The Obama administration has announced a new initiative for state and local housing finance agencies (HFAs) that will support lower mortgage rates and expand resources for low-income borrowers to rent or purchase affordable housing.  The Department of the Treasury and HUD, together with the Federal Housing Finance Agency (FHFA), Fannie Mae, and Freddie Mac, have developed this initiative to maintain the viability of HFA lending programs and infrastructure.  The new initiative — which supports home ownership and affordable rental development — has two main parts:

  1. The New Issue Bond Program (NIBP) will provide temporary financing for HFAs to issue new mortgage revenue bonds. Using authority under the Housing and Economic Recovery Act of 2008 (HERA), Treasury will purchase securities from Fannie Mae and Freddie Mac backed by these new mortgage revenue bonds.  The new bond issuance will support development of hundreds of thousands of new rental housing units for working families.

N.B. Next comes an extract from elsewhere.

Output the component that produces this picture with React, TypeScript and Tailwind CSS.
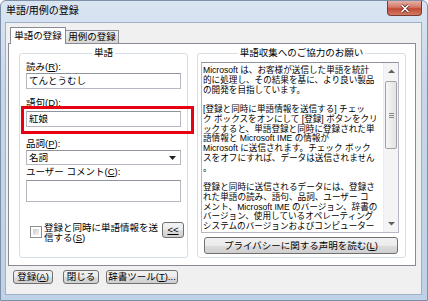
import React from "react";

const U = ({ children }: { children: React.ReactNode }) => (
  <span className="underline underline-offset-[1px]">{children}</span>
);

const btn =
  "flex items-center justify-center rounded-[3px] border border-[#707070] bg-[linear-gradient(#f2f2f2,#ebebeb_50%,#dddddd_50%,#cfcfcf)] leading-[10px] text-black";

const field = "border border-[#b5b9c1] border-t-[#8e939c] bg-white";

const infoLines = [
  "Microsoft は、お客様が送信した単語を統計",
  "的に処理し、その結果を基に、より良い製品",
  "の開発を目指しています。",
  "",
  "[登録と同時に単語情報を送信する] チェッ",
  "ク ボックスをオンにして [登録] ボタンをクリ",
  "ックすると、単語登録と同時に登録された単",
  "語情報と Microsoft IME の情報が",
  "Microsoft に送信されます。チェック ボック",
  "スをオフにすれば、データは送信されません",
  "。",
  "",
  "登録と同時に送信されるデータには、登録さ",
  "れた単語の読み、語句、品詞、ユーザー コ",
  "メント、Microsoft IME のバージョン、辞書の",
  "バージョン、使用しているオペレーティング",
  "システムのバージョンおよびコンピューター",
];

const GroupBox = ({
  title,
  className,
  children,
}: {
  title: string;
  className: string;
  children: React.ReactNode;
}) => (
  <div className={`relative rounded-[3px] border border-[#d5dfe5] ${className}`}>
    <div className="absolute -top-[6px] left-0 right-0 flex justify-center">
      <span className="bg-white px-[2px] leading-[10px]">{title}</span>
    </div>
    {children}
  </div>
);

const ScrollBar = () => (
  <div className="flex w-[15px] shrink-0 flex-col bg-[#f4f4f4] border-l border-[#ececec]">
    <div className="flex h-[16px] items-center justify-center">
      <svg width="7" height="4" viewBox="0 0 7 4">
        <path d="M0 4L3.5 0.5L7 4Z" fill="#606060" />
      </svg>
    </div>
    <div className="mx-[1px] mt-[2px] flex h-[68px] flex-col items-center justify-center gap-[1px] rounded-[2px] border border-[#a3a3a3] bg-[linear-gradient(90deg,#f6f6f6,#e3e3e3)]">
      <div className="h-px w-[5px] bg-[#8a8a8a]" />
      <div className="h-px w-[5px] bg-[#8a8a8a]" />
      <div className="h-px w-[5px] bg-[#8a8a8a]" />
    </div>
    <div className="flex-1" />
    <div className="flex h-[16px] items-center justify-center">
      <svg width="7" height="4" viewBox="0 0 7 4">
        <path d="M0 0L3.5 3.5L7 0Z" fill="#606060" />
      </svg>
    </div>
  </div>
);

export default function App() {
  return (
    <div className="relative h-[301px] w-[428px] overflow-hidden bg-white font-['Liberation_Sans','Noto_Sans_CJK_JP',sans-serif] text-[9.5px] text-black">
      <div className="flex h-[301px] w-[428px] flex-col rounded-t-[6px] border border-[#7d90a8] bg-[linear-gradient(#dae5f2,#c6d7ea_30%,#bfd1e7)]">
        {/* title bar */}
        <div className="flex h-[21px] shrink-0 items-start justify-between pl-[5px] pr-[5px]">
          <span className="mt-[4px] text-[10px] leading-[11px]">単語/用例の登録</span>
          <div className="flex h-[15px] w-[35px] items-center justify-center rounded-b-[4px] border border-t-0 border-[#7b3a31] bg-[linear-gradient(#e6b1a8,#d47766_45%,#c24a36_55%,#d27a63)]">
            <svg width="10" height="9" viewBox="0 0 10 9">
              <path d="M1.5 1L8.5 8M8.5 1L1.5 8" stroke="#5b2620" strokeWidth="3" />
              <path d="M1.5 1L8.5 8M8.5 1L1.5 8" stroke="#ffffff" strokeWidth="1.6" />
            </svg>
          </div>
        </div>

        {/* client area */}
        <div className="mb-[5px] ml-[4px] mr-[5px] flex flex-1 flex-col border border-[#9fb1c8] bg-[#f0f0f0] pl-[2px] pr-[5px] pt-[4px]">
          {/* tabs */}
          <div className="flex items-end pl-[2px]">
            <div className="relative z-10 -mb-px flex h-[17px] w-[56px] items-center justify-center border border-b-0 border-[#898c95] bg-white pb-[1px] leading-[10px]">
              単語の登録
            </div>
            <div className="flex h-[13px] w-[53px] items-center justify-center border border-b-0 border-l-0 border-[#898c95] bg-[linear-gradient(#f2f2f2,#e3e3e3_50%,#d6d6d6)] leading-[10px]">
              用例の登録
            </div>
          </div>

          {/* tab panel */}
          <div className="flex h-[223px] gap-[9px] border border-[#898c95] bg-white pb-[7px] pl-[10px] pr-[9px] pt-[9px]">
            <GroupBox title="単語" className="w-[169px] px-[6px] pt-[8px]">
              <div className="leading-[10px]">
                読み(<U>R</U>):
              </div>
              <div className={`${field} mt-[1px] flex h-[16px] items-center pl-[2px] leading-[10px]`}>
                てんとうむし
              </div>

              <div className="mt-[9px] leading-[10px]">
                語句(<U>D</U>):
              </div>
              <div className={`${field} mt-[3px] flex h-[16px] items-center pl-[2px] leading-[10px]`}>
                紅娘
              </div>

              <div className="mt-[12px] leading-[10px]">
                品詞(<U>P</U>):
              </div>
              <div className={`${field} mt-[1px] flex h-[15px] items-center justify-between pl-[2px] pr-[4px] leading-[10px]`}>
                <span>名詞</span>
                <svg width="7" height="4" viewBox="0 0 7 4">
                  <path d="M0 0L3.5 4L7 0Z" fill="#222" />
                </svg>
              </div>

              <div className="mt-[2px] leading-[10px]">
                ユーザー コメント(<U>C</U>):
              </div>
              <div className={`${field} mt-[3px] h-[22px]`} />

              <div className="-mr-[3px] mt-[20px] flex items-start">
                <div className="ml-[4px] mt-[4px] h-[12px] w-[12px] shrink-0 border border-[#8f8f8f] bg-white p-[2px]">
                  <div className="h-full w-full bg-[linear-gradient(135deg,#cbcbcb,#f4f4f4)]" />
                </div>
                <div className="ml-[2px] mt-[1px] w-[118px] leading-[10px]">
                  登録と同時に単語情報を送
                  <br />
                  信する(<U>S</U>)
                </div>
                <div className={`${btn} ml-auto h-[16px] w-[22px]`}>
                  <U>&lt;&lt;</U>
                </div>
              </div>
            </GroupBox>

            <GroupBox title="単語収集へのご協力のお願い" className="w-[209px] pl-[3px] pt-[8px]">
              <div className={`${field} flex h-[171px] w-[198px]`}>
                <div className="min-w-0 flex-1 overflow-hidden pl-[1px] pt-[3px] text-[8.6px] leading-[9.75px]">
                  {infoLines.map((line, i) => (
                    <div key={i} className="h-[9.75px] whitespace-nowrap">
                      {line}
                    </div>
                  ))}
                </div>
                <ScrollBar />
              </div>
              <div className={`${btn} ml-[3px] mt-[4px] h-[17px] w-[194px]`}>
                プライバシーに関する声明を読む(<U>L</U>)
              </div>
            </GroupBox>
          </div>

          {/* bottom buttons */}
          <div className="ml-[5px] mt-[4px] flex">
            <div className={`${btn} h-[14px] w-[40px]`}>
              登録(<U>A</U>)
            </div>
            <div className={`${btn} ml-[10px] h-[14px] w-[36px]`}>閉じる</div>
            <div className={`${btn} ml-[7px] h-[14px] w-[72px]`}>
              辞書ツール(<U>T</U>)...
            </div>
          </div>
        </div>
      </div>

      {/* red highlight annotation */}
      <div className="pointer-events-none absolute left-[21px] top-[106px] h-[28px] w-[173px] border-[3px] border-[#e60012]" />
    </div>
  );
}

  2. Through the Temporary Credit and Liquidity Program (TCLP), Fannie Mae and Freddie Mac will provide replacement credit and liquidity facilities available to HFAs that will help reduce the costs of maintaining existing financing for the HFAs. The agreements will help relieve financial strains experienced by HFAs. Treasury will backstop the GSE replacement credit and liquidity facilities for the HFAs by purchasing an interest in them using HERA authority.

The initiative is temporary and designed to help HFAs transition back to their usual activities after experiencing a number of challenges due to the financial downturn.  The initiative will require HFAs to pay a fee for access to the programs to encourage them to return to private sector alternatives.